On Tue, Jan 11, 2011 at 10:03:11AM +0100, Sascha Hauer wrote:
> Quoting Russell:
> 
> > I hate the GPIO APIs for doing this _cansleep crap as the decision of
> > whether to use the _cansleep or normal APIs normally can't be made at
> > the time when the API is used, but sometime later.  Many people just use
> > the non-_cansleep versions irrespective of the context they're in -
> > which is unnecessarily restrictive - consider what happens if you then
> > have that driver use a GPIO on an I2C peripheral...
> 
> Sounds like we should rather have s sleeping clk_enable and a
> clk_enable_atomic. This way people can use standard clk_enable until
> a 'scheduling while atomic' gives a hint in the right direction.

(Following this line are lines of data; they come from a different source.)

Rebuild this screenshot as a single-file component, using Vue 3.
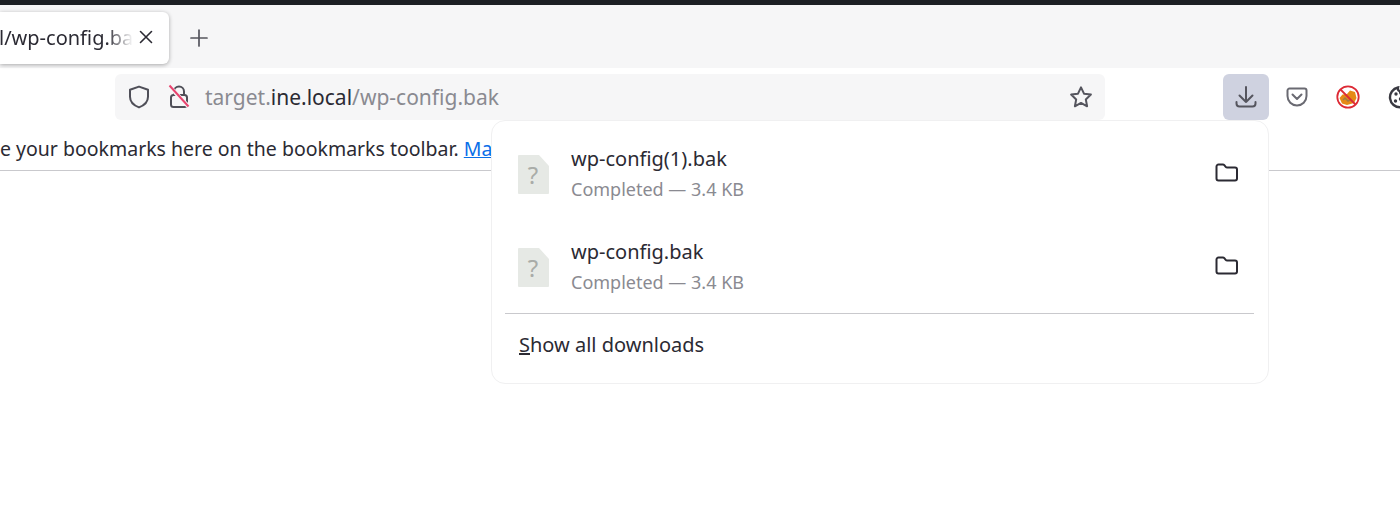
<template>
  <div class="browser">
    <div class="top-edge"></div>

    <div class="tabstrip">
      <div class="tab">
        <span class="tab-title">l/wp-config.bak</span>
        <svg class="tab-close" width="14" height="14" viewBox="0 0 14 14">
          <path d="M1.5 1.5l11 11M12.5 1.5l-11 11" stroke="#2b2a33" stroke-width="1.6" stroke-linecap="round" />
        </svg>
      </div>
      <svg class="new-tab" width="18" height="18" viewBox="0 0 18 18">
        <path d="M9 1v16M1 9h16" stroke="#55555e" stroke-width="1.7" stroke-linecap="round" />
      </svg>
    </div>

    <div class="toolbar">
      <div class="urlbar">
        <svg class="shield" width="22" height="24" viewBox="0 0 22 24" fill="none">
          <path d="M11 1.6l9 3.2v7c0 5-3.6 8.6-9 10.6-5.4-2-9-5.6-9-10.6v-7z" stroke="#4f4f58" stroke-width="2" stroke-linejoin="round" />
        </svg>
        <svg class="lock" width="22" height="26" viewBox="0 0 22 26" fill="none">
          <path d="M6 11V7.500a5 5 0 0 1 10 0V11" stroke="#4f4f58" stroke-width="2" />
          <rect x="3" y="11" width="16" height="12" rx="2.500" stroke="#4f4f58" stroke-width="2" />
          <path d="M1.500 2.500l19 20" stroke="#f6f6f7" stroke-width="4" />
          <path d="M1.500 1.500l19 21" stroke="#e8446f" stroke-width="2" />
        </svg>
        <div class="url">target.<span class="host">ine.local</span>/wp-config.bak</div>
        <svg class="star" width="24" height="24" viewBox="0 0 24 24" fill="none">
          <path d="M12 2.300l3 6.400 6.900.9-5.100 4.800 1.300 6.900-6.100-3.400-6.100 3.400 1.300-6.900-5.100-4.800 6.900-.9z" stroke="#55555e" stroke-width="2" stroke-linejoin="round" />
        </svg>
      </div>

      <div class="actions">
        <div class="download-btn">
          <svg width="24" height="24" viewBox="0 0 24 24" fill="none">
            <path d="M12 2v15M5.500 10.500L12 17l6.500-6.500" stroke="#55555e" stroke-width="2" stroke-linecap="round" stroke-linejoin="round" />
            <path d="M2.500 17v1.500a3 3 0 0 0 3 3h13a3 3 0 0 0 3-3V17" stroke="#55555e" stroke-width="2" stroke-linecap="round" />
          </svg>
        </div>
        <svg class="pocket" width="22" height="20" viewBox="0 0 22 20" fill="none">
          <path d="M3.500 1.500h15a2 2 0 0 1 2 2V9a9.500 9.500 0 0 1-19 0V3.500a2 2 0 0 1 2-2z" stroke="#6a6a72" stroke-width="2" />
          <path d="M6.500 7.500L11 12l4.500-4.500" stroke="#6a6a72" stroke-width="2" stroke-linecap="round" stroke-linejoin="round" />
        </svg>
        <svg class="blocked" width="24" height="24" viewBox="0 0 24 24" fill="none">
          <circle cx="12" cy="12" r="10.700" fill="#fff" stroke="#dd2a35" stroke-width="1.800" />
          <path d="M3.500 13l3-3.500 4.500-.5 3-3.500 5 1.500 1.500 6-2.500 5-7 2-5-1.500z" fill="#e58a16" />
          <path d="M7 15l2-2 3 3 3-2" stroke="#a07a45" stroke-width="1.400" />
          <path d="M4.500 4.500l15 15" stroke="#dd2a35" stroke-width="1.800" />
        </svg>
        <svg class="cookie" width="24" height="24" viewBox="0 0 24 24" fill="none">
          <path d="M10 2.500a3.500 3.500 0 0 0 2 4 4 4 0 0 0 4 4 3 3 0 0 0 6 2A10 10 0 1 1 10 2.500z" stroke="#3a3a42" stroke-width="2.400" />
          <circle cx="8" cy="9" r="1.700" fill="#3a3a42" />
          <circle cx="12.500" cy="14" r="1.700" fill="#3a3a42" />
          <circle cx="7.500" cy="16" r="1.700" fill="#3a3a42" />
        </svg>
      </div>
    </div>

    <div class="bookmarks">
      <span>e your bookmarks here on the bookmarks toolbar. <a class="manage">Ma</a></span>
    </div>

    <div class="panel">
      <div class="downloads">
        <div v-for="file in files" :key="file.name" class="download">
          <svg class="file-icon" width="31" height="39" viewBox="0 0 31 39">
            <path d="M1 0h20l10 11v27a1 1 0 0 1-1 1H1a1 1 0 0 1-1-1V1a1 1 0 0 1 1-1z" fill="#e6e9e5" />
            <text x="15" y="29" text-anchor="middle" class="file-mark">?</text>
          </svg>
          <div class="info">
            <div class="name">{{ file.name }}</div>
            <div class="status">{{ file.status }}</div>
          </div>
          <svg class="folder" width="24" height="20" viewBox="0 0 24 20" fill="none">
            <path d="M1.500 3.500a2 2 0 0 1 2-2h4.300a2 2 0 0 1 1.500.7l1.400 1.600a2 2 0 0 0 1.500.7h7.800a2 2 0 0 1 2 2v9a2 2 0 0 1-2 2h-16.500a2 2 0 0 1-2-2z" stroke="#2b2a33" stroke-width="2" stroke-linejoin="round" />
          </svg>
        </div>
      </div>
      <div class="separator"></div>
      <div class="show-all"><u>S</u>how all downloads</div>
    </div>
  </div>
</template>

<script setup>
const files = [
  { name: 'wp-config(1).bak', status: 'Completed — 3.4 KB' },
  { name: 'wp-config.bak', status: 'Completed — 3.4 KB' }
]
</script>

<style>
html,
body {
  margin: 0;
  background: #fff;
  overflow: hidden;
}
</style>

<style scoped>
.browser {
  position: relative;
  width: 1400px;
  height: 519px;
  overflow: hidden;
  background: #fff;
  color: #2b2a33;
  font-family: "Noto Sans", "Open Sans", sans-serif;
  font-size: 20px;
}

.top-edge {
  height: 5px;
  background: #1c1f24;
}

.tabstrip {
  display: flex;
  align-items: center;
  box-sizing: border-box;
  height: 63px;
  padding-top: 2px;
  background: #f6f6f7;
}

.tab {
  display: flex;
  align-items: center;
  box-sizing: border-box;
  width: 169px;
  height: 52px;
  padding-right: 16px;
  background: #fff;
  border-radius: 0 6px 6px 0;
  box-shadow: 0 1px 4px rgba(0, 0, 0, 0.32);
}

.tab-title {
  flex: 1;
  overflow: hidden;
  white-space: nowrap;
  margin-left: -1px;
  -webkit-mask-image: linear-gradient(to right, #000 108px, transparent 134px);
  mask-image: linear-gradient(to right, #000 108px, transparent 134px);
}

.tab-close {
  margin-top: -2px;
}

.new-tab {
  margin-left: 21px;
}

.toolbar {
  display: flex;
  align-items: flex-start;
  height: 57px;
  padding: 6px 0 0 115px;
  box-sizing: border-box;
}

.urlbar {
  display: flex;
  flex-shrink: 0;
  align-items: center;
  box-sizing: border-box;
  width: 990px;
  height: 46px;
  padding: 0 12px 0 13px;
  background: #f6f6f7;
  border-radius: 6px;
}

.lock {
  margin-left: 18px;
}

.url {
  flex: 1;
  margin-left: 15px;
  color: #8a8a91;
  font-size: 21px;
  white-space: nowrap;
}

.host {
  color: #2b2a33;
}

.actions {
  display: flex;
  flex-shrink: 0;
  align-items: center;
  height: 46px;
  margin-left: 118px;
}

.download-btn {
  display: flex;
  align-items: center;
  justify-content: center;
  width: 46px;
  height: 46px;
  background: #cfd2e0;
  border-radius: 6px;
}

.pocket {
  margin-left: 17px;
}

.blocked {
  margin-left: 28px;
}

.cookie {
  margin-left: 28px;
  flex-shrink: 0;
}

.bookmarks {
  display: flex;
  align-items: center;
  box-sizing: border-box;
  height: 46px;
  padding-top: 1px;
  border-bottom: 1px solid #c9c9cd;
  white-space: nowrap;
  font-size: 19.500px;
}

.manage {
  color: #0a6fe8;
  text-decoration: underline;
}

.panel {
  position: absolute;
  left: 491px;
  top: 120px;
  box-sizing: border-box;
  width: 778px;
  height: 264px;
  padding: 0 14px 0 13px;
  background: #fff;
  border: 1px solid #f0f0f1;
  border-radius: 14px;
}

.downloads {
  display: flex;
  flex-direction: column;
  gap: 23px;
  padding: 18px 0 0 13px;
}

.download {
  display: flex;
  align-items: center;
  height: 70px;
}

.file-icon {
  flex-shrink: 0;
}

.file-mark {
  font-family: "Noto Sans", sans-serif;
  font-size: 24px;
  fill: #a9aca8;
}

.info {
  flex: 1;
  margin-left: 22px;
}

.name {
  line-height: 30px;
}

.status {
  line-height: 30px;
  font-size: 18px;
  color: #8a8a91;
}

.folder {
  margin: -2px 15px 0 0;
}

.separator {
  height: 1px;
  margin-top: 11px;
  background: #c9c9cd;
}

.show-all {
  margin: 16px 0 0 14px;
  line-height: 30px;
}
</style>
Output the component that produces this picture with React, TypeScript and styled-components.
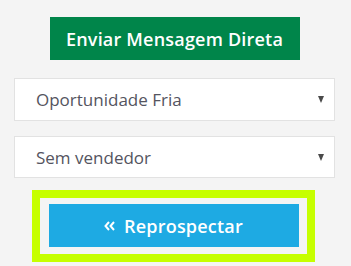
import React from "react";
import styled, { createGlobalStyle } from "styled-components";

const GlobalStyle = createGlobalStyle`
  html, body {
    margin: 0;
    padding: 0;
    background: #f4f4f4;
  }
`;

const Panel = styled.div`
  width: 321px;
  padding: 17px 0 0 14px;
  display: flex;
  flex-direction: column;
  align-items: center;
`;

const ActionButton = styled.button<{ $bg: string }>`
  width: 250px;
  height: 43px;
  border: none;
  border-radius: 0;
  background: ${({ $bg }) => $bg};
  color: #fff;
  font-family: "Open Sans", "Liberation Sans", sans-serif;
  font-weight: 600;
  font-size: 18px;
  letter-spacing: 0.2px;
  display: flex;
  align-items: center;
  justify-content: center;
  gap: 9px;
  padding: 0;
  cursor: pointer;
`;

const SelectBox = styled.div<{ $height: number; $top: number }>`
  box-sizing: border-box;
  width: 321px;
  height: ${({ $height }) => $height}px;
  margin-top: ${({ $top }) => $top}px;
  background: #fff;
  border: 1px solid #e2e2e2;
  display: flex;
  align-items: center;
  justify-content: space-between;
  padding: 0 10px 0 21px;
  font-family: "Open Sans", "Liberation Sans", sans-serif;
  font-size: 17px;
  color: #545460;
`;

const Caret = styled.span`
  width: 0;
  height: 0;
  border-left: 3.5px solid transparent;
  border-right: 3.5px solid transparent;
  border-top: 7px solid #4a4a4a;
`;

const Highlight = styled.div`
  margin-top: 12px;
  margin-left: -2px;
  box-sizing: border-box;
  width: 283px;
  border: 8px solid #c6ff00;
  padding: 6px 0 7px;
  display: flex;
  justify-content: center;
`;

const Chevrons = styled.svg`
  width: 11px;
  height: 10px;
  margin-top: 1px;
`;

export default function App() {
  return (
    <>
      <GlobalStyle />
      <Panel>
        <ActionButton $bg="#00854a">Enviar Mensagem Direta</ActionButton>
        <SelectBox $height={43} $top={18}>
          <span>Oportunidade Fria</span>
          <Caret />
        </SelectBox>
        <SelectBox $height={42} $top={15}>
          <span>Sem vendedor</span>
          <Caret />
        </SelectBox>
        <Highlight>
          <ActionButton $bg="#1eaae3">
            <Chevrons viewBox="0 0 11 10">
              <path
                d="M5 1 L1.5 5 L5 9 M10 1 L6.5 5 L10 9"
                fill="none"
                stroke="#fff"
                strokeWidth="2"
              />
            </Chevrons>
            Reprospectar
          </ActionButton>
        </Highlight>
      </Panel>
    </>
  );
}
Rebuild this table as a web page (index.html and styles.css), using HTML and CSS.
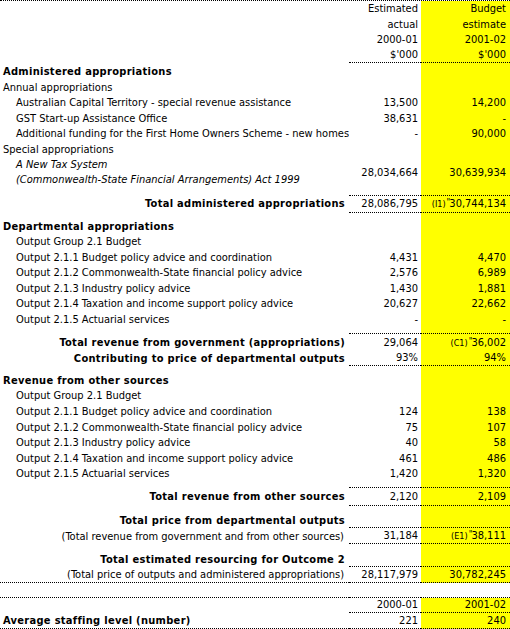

Well, there's a problem lurking here - lets take the PL011 driver.  You
convert the console write calls to use clk_enable_atomic(), leaving the
rest.

The driver will appear to work fine with a sleeping clk, until you get
a console write.  Maybe your SoC developer never tried the console on
the particular port you just tried to use?  Maybe such a driver should
use the _atomic() versions throughout?

Another solution occurs to me: clk_enable() which returns -EAGAIN if
it's called in an atomic context but needs to sleep, and let the driver
deal with the clock not being enabled when it wants it.  The down side
is it requires the driver to have additional code to sort out such a
problem.

Maybe another approach for the time being is to unify in two steps: first
unify the implementations which use a spinlock - and those which can use
a spinlock, and separately those which must use a mutex.

Then this issue can be revisited in the future.